Can we define the Cantor Set in this way?

Let $$C_0 = \left\{ 0.0 \right\}$$

Define, for $$n∈ℕ : n> 0$$ subsequently:

$$C_n = \left(C_{n-1} + \frac{2}{3^n} \right) \bigcup C_{n-1}$$

Let $C$ be the Cantor Set, then

$$C = \bigcup_{n=1}^\infty C_n$$

My concern is that members like $0.1$ are never defined but $0.0222\dots$ might be, which is kind of the same thing.
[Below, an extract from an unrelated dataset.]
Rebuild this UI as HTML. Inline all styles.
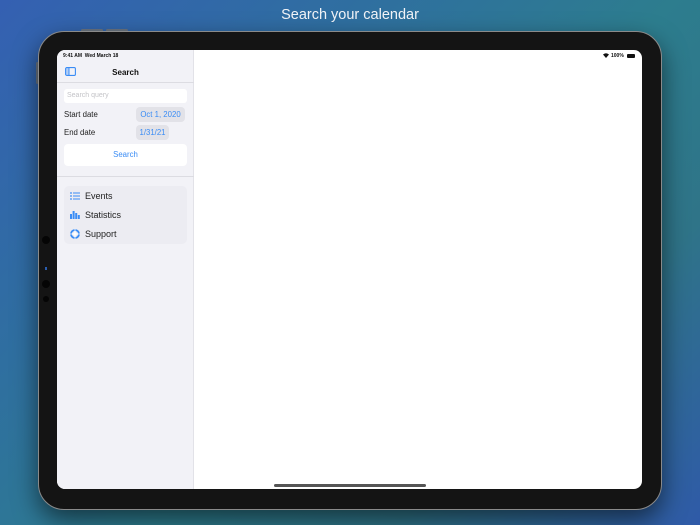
<!DOCTYPE html>
<html><head><style>
*{margin:0;padding:0;box-sizing:border-box}
body{width:700px;height:525px;overflow:hidden;position:relative;font-family:"Liberation Sans",sans-serif;
background:linear-gradient(135deg,#3460b2 0%,#2f6fa0 30%,#2d7d8e 55%,#2f7488 75%,#2f5aa8 100%);}
.title{position:absolute;top:7px;left:0;width:700px;text-align:center;color:#f2f4f8;font-size:14.5px;}
.dev{position:absolute;left:38px;top:31px;width:624px;height:479px;background:#141414;border-radius:26px;border:1.5px solid #8a8a8a;box-shadow:0 10px 25px rgba(0,0,0,.55);}
.btn{position:absolute;background:#6a7480;border-radius:2px}
.screen{position:absolute;left:57px;top:50px;width:585px;height:439px;background:#fff;border-radius:8px;overflow:hidden;}
.side{position:absolute;left:0;top:0;width:137px;height:439px;background:#f2f2f7;border-right:1px solid #e2e2e8}
.st{position:absolute;top:3px;font-size:5px;color:#111;font-weight:bold}
.nav{position:absolute;top:18px;left:0;width:137px;text-align:center;font-size:8px;font-weight:bold;color:#111}
.hr{position:absolute;left:0;width:137px;height:1px;background:#dcdce2}
.inp{position:absolute;left:7px;top:39px;width:123px;height:14px;background:#fff;border-radius:3px;font-size:7px;color:#c4c4c8;padding:3px 3px}
.lbl{position:absolute;left:7px;font-size:7.8px;color:#222}
.pill{position:absolute;background:#e2e2e8;border-radius:4px;color:#3a8cf5;font-size:7.8px;text-align:center;padding-top:3px;height:15px}
.sbtn{position:absolute;left:7px;top:94px;width:123px;height:22px;background:#fff;border-radius:4px;color:#3a8cf5;font-size:7.8px;text-align:center;line-height:22px}
.menu{position:absolute;left:7px;top:136px;width:123px;height:58px;background:#ececf2;border-radius:5px}
.mi{position:absolute;font-size:9px;color:#222}
.home{position:absolute;left:274px;top:484px;width:152px;height:2.5px;background:#555;border-radius:2px}
</style></head><body>
<div class="title">Search your calendar</div>
<div class="btn" style="left:81px;top:29px;width:22px;height:3px"></div>
<div class="btn" style="left:106px;top:29px;width:22px;height:3px"></div>
<div class="btn" style="left:36px;top:62px;width:3px;height:22px"></div>
<div class="dev"></div>
<div style="position:absolute;left:42px;top:236px;width:8px;height:8px;border-radius:50%;background:#050505"></div>
<div style="position:absolute;left:45px;top:267px;width:2px;height:3px;background:#2a5db0"></div>
<div style="position:absolute;left:42px;top:280px;width:8px;height:8px;border-radius:50%;background:#050505"></div>
<div style="position:absolute;left:43px;top:296px;width:6px;height:6px;border-radius:50%;background:#050505"></div>
<div class="screen">
 <div class="side">
  <div class="st" style="left:6px">9:41 AM&nbsp; Wed March 18</div>
  <svg style="position:absolute;left:8px;top:17px" width="11" height="9"><rect x=".6" y=".6" width="9.8" height="7.8" rx="1.2" fill="none" stroke="#3a8cf5" stroke-width="1.1"/><line x1="4" y1="1" x2="4" y2="8" stroke="#3a8cf5"/><rect x="1" y="1" width="3" height="7" fill="#3a8cf5" opacity=".35"/></svg>
  <div class="nav">Search</div>
  <div class="hr" style="top:32px"></div>
  <div class="inp">Search query</div>
  <div class="lbl" style="top:60px">Start date</div>
  <div class="pill" style="left:79px;top:57px;width:49px">Oct 1, 2020</div>
  <div class="lbl" style="top:78px">End date</div>
  <div class="pill" style="left:79px;top:75px;width:33px">1/31/21</div>
  <div class="sbtn">Search</div>
  <div class="hr" style="top:126px"></div>
  <div class="menu">
   <svg style="position:absolute;left:6px;top:6px" width="10" height="8"><g fill="#3a8cf5"><circle cx="1" cy="1" r=".9"/><circle cx="1" cy="4" r=".9"/><circle cx="1" cy="7" r=".9"/><rect x="3" y=".5" width="7" height="1"/><rect x="3" y="3.5" width="7" height="1"/><rect x="3" y="6.5" width="7" height="1"/></g></svg>
   <div class="mi" style="top:5px;left:21px">Events</div>
   <svg style="position:absolute;left:6px;top:25px" width="10" height="8"><g fill="#3a8cf5"><rect x="0" y="3" width="2" height="5"/><rect x="2.6" y="0" width="2" height="8"/><rect x="5.2" y="2" width="2" height="6"/><rect x="7.8" y="4" width="2" height="4"/></g></svg>
   <div class="mi" style="top:24px;left:21px">Statistics</div>
   <svg style="position:absolute;left:6px;top:43px" width="10" height="10"><circle cx="5" cy="5" r="4" fill="none" stroke="#3a8cf5" stroke-width="1.8"/><circle cx="5" cy="5" r="1.6" fill="#fff"/><path d="M5 0v10M0 5h10" stroke="#fff" stroke-width=".8"/></svg>
   <div class="mi" style="top:43px;left:21px">Support</div>
  </div>
 </div>
 <svg style="position:absolute;left:546px;top:3px" width="6" height="5"><path d="M0 1.5Q3 -1 6 1.5L3 5Z" fill="#111"/></svg>
 <div class="st" style="left:554px">100%</div>
 <div style="position:absolute;left:570px;top:4px;width:8px;height:4px;background:#111;border-radius:1px"></div>
</div>
<div class="home"></div>
</body></html>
• The set you obtain this way is countable. Apr 18, 2017 at 14:11
• You are correct that your set will not contain all of the numbers. $0.1=0.222\dots$ (ternary, of course) is in the Cantor set, but not in any of the $C_n$. More generally, any number which has infinitely many $2$s in the ternary expansion will be in $C$ but not in $C_n$. Apr 18, 2017 at 14:12

As Wojowu pointed out in the comments, your $C$ is missing all of the points with infinitely many $2$'s in their decimal expansion. However, your $C$ is certainly dense in the Cantor set - that is, given any open interval $I$ that intersects the Cantor set, $I \cap C$ is nonempty. So you could define the Cantor set to be the closure of $\bigcup_{n = 1}^{\infty}C_n$. If you're not familiar with topological notions like "closure", think of it as adding all of the points that are almost in the set; so, for example, $1$ is not in your set, but points arbitrarily close to it are, so $1$ would be in the closure.